Objective → Return each line of the data below verbatim; pictures are to be left out.

# Start of Given information

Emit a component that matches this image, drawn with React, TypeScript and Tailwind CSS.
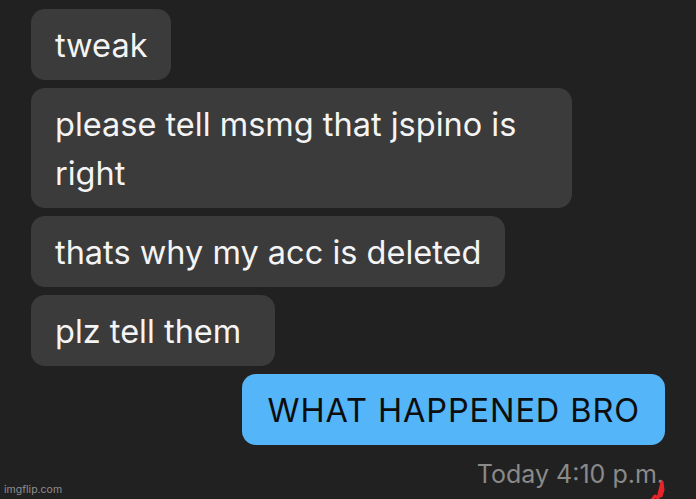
const incoming = [
  { text: "tweak", pr: "pr-6" },
  { text: "please tell msmg that jspino is right", pr: "pr-6" },
  { text: "thats why my acc is deleted", pr: "pr-6" },
  { text: "plz tell them", pr: "pr-[34px]" },
];

export default function App() {
  return (
    <div
      className="relative h-[499px] w-[696px] overflow-hidden bg-[#212121]"
      style={{ fontFamily: "Inter, 'Noto Sans', sans-serif" }}
    >
      <div className="flex flex-col gap-2 px-[31px] pt-[9px]">
        {incoming.map((msg, i) => (
          <div
            key={i}
            className={`w-fit max-w-[541px] rounded-[14px] bg-[#3b3b3b] pt-[12px] pb-[10px] pl-6 text-[32.5px] leading-[49px] text-[#f4f4f4] ${msg.pr}`}
          >
            {msg.text}
          </div>
        ))}

        {/* outgoing */}
        <div className="self-end rounded-[14px] bg-[#55b5f9] px-[25px] pt-[12px] pb-[10px] text-[32.5px] leading-[49px] tracking-[0.9px] text-[#0d0d0d]">
          WHAT HAPPENED BRO
        </div>
        <div className="self-end pr-px pt-[5px] text-[25px] leading-[32px] text-[#8a8a8a]">
          Today 4:10 p.m.
        </div>
      </div>

      {/* red scribble */}
      <svg
        className="absolute left-[650px] top-[480px]"
        width="18"
        height="20"
        viewBox="0 0 18 20"
      >
        <path
          d="M2 20 L5 16 L8 18 L11 6 L12 2 L13 10 L11 16"
          fill="none"
          stroke="#e8232a"
          strokeWidth="3"
          strokeLinecap="round"
          strokeLinejoin="round"
        />
      </svg>

      <div className="absolute bottom-[4px] left-[4px] text-[10.5px] leading-none text-[#8f8f8f]">
        imgflip.com
      </div>
    </div>
  );
}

# End of Given information

Task solution →
Emit a component that matches this image, drawn with React, TypeScript and Tailwind CSS.
const incoming = [
  { text: "tweak", pr: "pr-6" },
  { text: "please tell msmg that jspino is right", pr: "pr-6" },
  { text: "thats why my acc is deleted", pr: "pr-6" },
  { text: "plz tell them", pr: "pr-[34px]" },
];

export default function App() {
  return (
    <div
      className="relative h-[499px] w-[696px] overflow-hidden bg-[#212121]"
      style={{ fontFamily: "Inter, 'Noto Sans', sans-serif" }}
    >
      <div className="flex flex-col gap-2 px-[31px] pt-[9px]">
        {incoming.map((msg, i) => (
          <div
            key={i}
            className={`w-fit max-w-[541px] rounded-[14px] bg-[#3b3b3b] pt-[12px] pb-[10px] pl-6 text-[32.5px] leading-[49px] text-[#f4f4f4] ${msg.pr}`}
          >
            {msg.text}
          </div>
        ))}

        {/* outgoing */}
        <div className="self-end rounded-[14px] bg-[#55b5f9] px-[25px] pt-[12px] pb-[10px] text-[32.5px] leading-[49px] tracking-[0.9px] text-[#0d0d0d]">
          WHAT HAPPENED BRO
        </div>
        <div className="self-end pr-px pt-[5px] text-[25px] leading-[32px] text-[#8a8a8a]">
          Today 4:10 p.m.
        </div>
      </div>

      {/* red scribble */}
      <svg
        className="absolute left-[650px] top-[480px]"
        width="18"
        height="20"
        viewBox="0 0 18 20"
      >
        <path
          d="M2 20 L5 16 L8 18 L11 6 L12 2 L13 10 L11 16"
          fill="none"
          stroke="#e8232a"
          strokeWidth="3"
          strokeLinecap="round"
          strokeLinejoin="round"
        />
      </svg>

      <div className="absolute bottom-[4px] left-[4px] text-[10.5px] leading-none text-[#8f8f8f]">
        imgflip.com
      </div>
    </div>
  );
}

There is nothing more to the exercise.